Будь я, к примеру, директором ЦРУ - ни одного агента не тарифицировал бы, пока не сдаст специальный экзамен по "Истории одного города" и "Современной идиллии" хотя бы. Но в качестве патриота радуюсь, что такая затея неосуществима: слишком русский ум, слишком русский язык.
Однако на дворе тысячелетие уж третье. Кое-что изменилось неузнаваемо, и не оттого, что много времени прошло, а оттого, что слишком много людей убито. И хотя в нынешней России в троллейбус нельзя войти, не толкнув какого-нибудь столбового дворянина или чистопородного казака - ГБ трудилась все-таки не зря: состав труппы обновлен значительно. Новые роли, другие амплуа - и только язык отстает от исторической драматургии. Вот и слова "предприниматель", "собственник", "финансист" значат не совсем то, что у Салтыкова-Щедрина. (Хотя и тут бывали у него гениальные прозрения: например, он употреблял "коммунизм" как подцензурный синоним казнокрадства.)

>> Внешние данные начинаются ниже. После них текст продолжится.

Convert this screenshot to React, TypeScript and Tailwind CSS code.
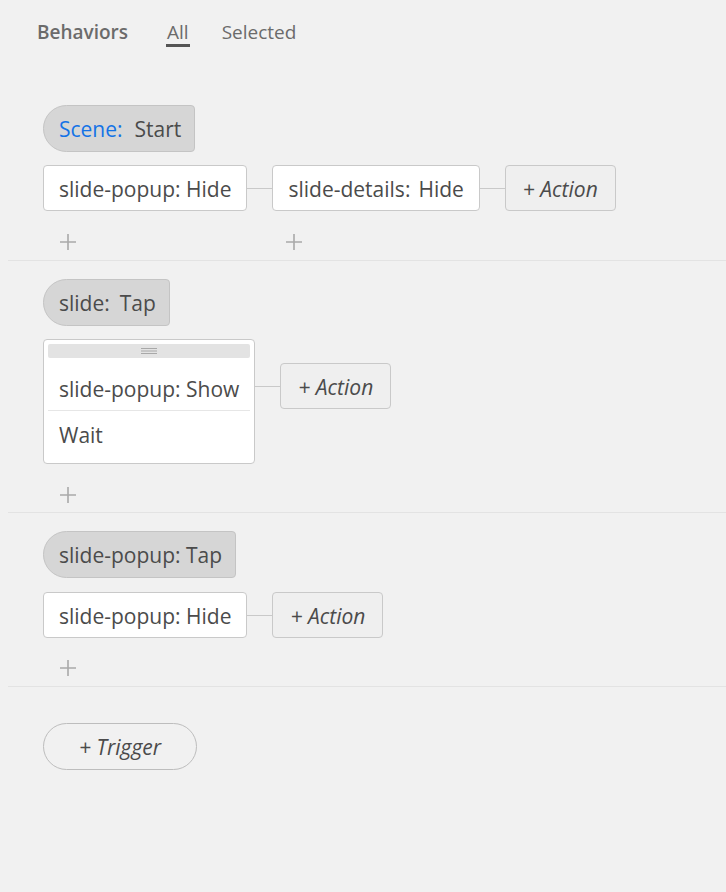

Выступает, скажем, в разгаре трагифарса про НТВ - вроде как пресс-конференцию дает - некто г-н Казаков. Он в "Газпроме", видите ли, очень крупная фигура, покруче самого г-на Коха. И держится индифферентно, превыше всяких там истерических глупостей про свободу слова. Вальяжный такой финансовый воротила; миллионер - не миллионер, но явно владелец заводов, газет, пароходов; рядом с ним Билл Гейтс потянет в лучшем случае на доцента. Что говорит - неважно, да и ясно, что он говорит.
Читаю я на следующий день "Московские новости" - и что же узнаю? Оказывается, этот кашалот капитализма - бывший завотделом Черемушкинского райкома КПСС! В 1981 году, - вспоминает редактор журнала "Химия и жизнь", Казаков меня вызывал на ковер, прорабатывал: дескать, недопустимо много в журнале еврейских фамилий, да и псевдонимом партию не проведешь...
Но это в сторону. Меня не особенно волнует, был ли товарищ Казаков юдоедом, остался ли таковым господин Казаков.